Third, in the wake of the Taliban victory, more needs to be done to assure the weaker Persian Gulf countries that the U.S. will protect them against Iran. That won’t be easy, particularly for a president who is known in the region for his opposition to the 1991 Gulf War, his eagerness to leave both Iraq in 2011 and Afghanistan now, and his opposition to the 2011 raid that killed Osama bin Laden in his Pakistan hideout.
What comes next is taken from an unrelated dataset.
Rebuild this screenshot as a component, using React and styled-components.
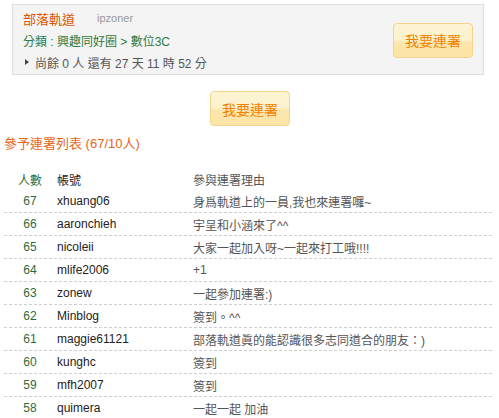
import React from 'react';
import styled, { createGlobalStyle } from 'styled-components';

const GlobalStyle = createGlobalStyle`
    body {
        margin:0;
        background:#fff;
        font-family:"Liberation Sans", "Noto Sans CJK TC", sans-serif;
        font-size:12px;
        color:#555;
    }
`

const Page = styled.div`
    width:499px;
    padding-top:4px;
`

const InfoBox = styled.div`
    box-sizing:border-box;
    width:472px;
    margin-left:12px;
    display:flex;
    flex-direction:row;
    justify-content:space-between;
    align-items:center;
    padding:2px 10px 1px 10px;
    background:#f4f4f4;
    border:1px solid #dedede;
`

const InfoText = styled.div`
    display:flex;
    flex-direction:column;
`

const Line = styled.div`
    display:flex;
    align-items:center;
    height:22px;
    white-space:nowrap;
`

const Title = styled.span`
    font-size:13px;
    color:#dd5500;
`

const Owner = styled.span`
    margin-left:22px;
    font-size:11px;
    color:#999;
`

const Category = styled(Line)`
    color:#2e7a3c;
`

const Remain = styled(Line)`
    color:#555;
    padding-left:2px;
`

const Arrow = styled.span`
    display:inline-block;
    width:0;
    height:0;
    border-left:4px solid #444;
    border-top:3px solid transparent;
    border-bottom:3px solid transparent;
    margin-right:6px;
`

const JoinButton = styled.button`
    box-sizing:border-box;
    width:80px;
    height:35px;
    padding:0;
    border:1px solid #f3d48a;
    border-radius:4px;
    background:linear-gradient(to bottom, #fcf4d3 0%, #fcf2cc 48%, #fde6ad 56%, #fde4a6 100%);
    color:#f08200;
    font-family:"Liberation Sans", "Noto Sans CJK TC", sans-serif;
    font-size:14px;
    cursor:pointer;
`

const CenterRow = styled.div`
    display:flex;
    justify-content:center;
    margin-top:16px;
    padding-left:1px;
`

const ListTitle = styled.div`
    margin:8px 0 0 4px;
    height:20px;
    line-height:20px;
    font-size:13px;
    color:#e8651a;
`

const List = styled.div`
    width:488px;
    margin:14px 0 0 4px;
`

const Row = styled.div`
    display:grid;
    grid-template-columns:52px 137px 1fr;
    align-items:center;
    height:${p => (p.head ? '22px' : '22px')};
    border-bottom:${p => (p.head ? 'none' : '1px dashed #cfcfcf')};
    white-space:nowrap;
`

const Num = styled.span`
    text-align:center;
    color:#2e6b3a;
`

const Account = styled.span`
    padding-left:1px;
    color:#222;
`

const Reason = styled.span`
    color:#555;
`

const rows = [
    [67, 'xhuang06', '身爲軌道上的一員,我也來連署囉~'],
    [66, 'aaronchieh', '宇呈和小涵來了^^'],
    [65, 'nicoleii', '大家一起加入呀~一起來打工哦!!!!'],
    [64, 'mlife2006', '+1'],
    [63, 'zonew', '一起參加連署:)'],
    [62, 'Minblog', '簽到。^^'],
    [61, 'maggie61121', '部落軌道眞的能認識很多志同道合的朋友：)'],
    [60, 'kunghc', '簽到'],
    [59, 'mfh2007', '簽到'],
    [58, 'quimera', '一起一起 加油'],
]

const App = () => {
    return (
        <>
        <GlobalStyle />
        <Page>
            <InfoBox>
                <InfoText>
                    <Line>
                        <Title>部落軌道</Title>
                        <Owner>ipzoner</Owner>
                    </Line>
                    <Category>分類 : 興趣同好圈 &gt; 數位3C</Category>
                    <Remain><Arrow />尚餘 0 人 還有 27 天 11 時 52 分</Remain>
                </InfoText>
                <JoinButton>我要連署</JoinButton>
            </InfoBox>
            <CenterRow>
                <JoinButton>我要連署</JoinButton>
            </CenterRow>
            <ListTitle>參予連署列表 (67/10人)</ListTitle>
            <List>
                <Row head>
                    <Num>人數</Num>
                    <Account>帳號</Account>
                    <Reason>參與連署理由</Reason>
                </Row>
                {rows.map(([n, name, reason]) => (
                    <Row key={n}>
                        <Num>{n}</Num>
                        <Account>{name}</Account>
                        <Reason>{reason}</Reason>
                    </Row>
                ))}
            </List>
        </Page>
        </>
    )
}

export default App;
At the same time those states, along with Pakistan, must be held to account for the support they have provided the Taliban over the past decades. Pakistan, which was able to manipulate the U.S. for years because of our need for its logistical support, is attempting to wean itself from the U.S. by kowtowing to Beijing on everything from concentration camps for Muslims in Xinjiang to port facilities in Gwadar. But there is still much that Islamabad needs from the U.S. and other advanced economies. Continuation of that support should be linked to the Taliban’s behavior in the present emergency.
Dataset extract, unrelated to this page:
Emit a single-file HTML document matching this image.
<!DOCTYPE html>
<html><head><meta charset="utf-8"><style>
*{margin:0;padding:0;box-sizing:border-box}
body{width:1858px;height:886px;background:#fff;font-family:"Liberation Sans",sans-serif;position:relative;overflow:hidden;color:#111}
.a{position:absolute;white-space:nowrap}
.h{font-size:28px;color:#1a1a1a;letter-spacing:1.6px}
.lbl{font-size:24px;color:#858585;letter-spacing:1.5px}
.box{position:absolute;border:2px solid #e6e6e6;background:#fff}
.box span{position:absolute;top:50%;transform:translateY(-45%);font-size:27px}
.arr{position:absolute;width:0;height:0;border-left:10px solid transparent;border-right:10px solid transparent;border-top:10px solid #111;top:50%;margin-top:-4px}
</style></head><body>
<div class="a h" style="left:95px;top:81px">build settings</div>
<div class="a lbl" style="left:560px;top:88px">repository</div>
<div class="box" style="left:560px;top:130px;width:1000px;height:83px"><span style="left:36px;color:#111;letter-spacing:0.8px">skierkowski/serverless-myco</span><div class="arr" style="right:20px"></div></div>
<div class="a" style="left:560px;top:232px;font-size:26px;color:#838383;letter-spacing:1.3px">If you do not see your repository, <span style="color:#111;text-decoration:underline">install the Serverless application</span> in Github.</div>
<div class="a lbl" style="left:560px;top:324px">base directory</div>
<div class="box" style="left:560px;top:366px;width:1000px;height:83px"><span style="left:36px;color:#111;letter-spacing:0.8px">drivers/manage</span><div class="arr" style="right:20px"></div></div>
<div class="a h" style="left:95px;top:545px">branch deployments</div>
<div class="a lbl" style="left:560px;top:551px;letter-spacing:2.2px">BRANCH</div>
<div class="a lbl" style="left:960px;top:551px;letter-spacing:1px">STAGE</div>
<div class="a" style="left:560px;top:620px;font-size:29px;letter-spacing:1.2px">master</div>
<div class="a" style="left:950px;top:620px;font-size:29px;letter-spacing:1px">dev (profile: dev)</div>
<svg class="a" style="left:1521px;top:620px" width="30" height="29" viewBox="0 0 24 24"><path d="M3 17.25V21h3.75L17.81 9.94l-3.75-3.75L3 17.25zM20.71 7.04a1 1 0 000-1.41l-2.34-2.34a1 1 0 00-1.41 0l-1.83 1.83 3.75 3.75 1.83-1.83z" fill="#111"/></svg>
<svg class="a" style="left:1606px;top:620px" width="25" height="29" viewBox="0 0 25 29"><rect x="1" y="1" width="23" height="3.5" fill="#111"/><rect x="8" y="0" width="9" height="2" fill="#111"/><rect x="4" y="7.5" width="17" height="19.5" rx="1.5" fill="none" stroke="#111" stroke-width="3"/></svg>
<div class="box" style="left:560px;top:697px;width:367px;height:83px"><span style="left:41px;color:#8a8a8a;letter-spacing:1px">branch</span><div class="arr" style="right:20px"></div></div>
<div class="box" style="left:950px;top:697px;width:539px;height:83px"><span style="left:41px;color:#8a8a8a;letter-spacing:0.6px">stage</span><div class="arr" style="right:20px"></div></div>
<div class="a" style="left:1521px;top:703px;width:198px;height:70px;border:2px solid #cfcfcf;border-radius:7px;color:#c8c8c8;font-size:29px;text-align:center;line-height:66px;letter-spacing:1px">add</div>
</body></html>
The U.S. faces a challenge that is daunting and difficult. But Mr. Biden and his national-security team shouldn’t underestimate the resilience of the American people when they’re addressed with candor and with a clear sense of purpose.
The fall of Kabul has been a wake-up call for many Americans. We can’t afford to hit snooze now and go back to sleep. If we do, the next alarm may sound like the one that roused us on Sept. 11, 2001.
Mr. Wolfowitz, a senior fellow at the American Enterprise Institute, served as deputy defense secretary, 2001-05.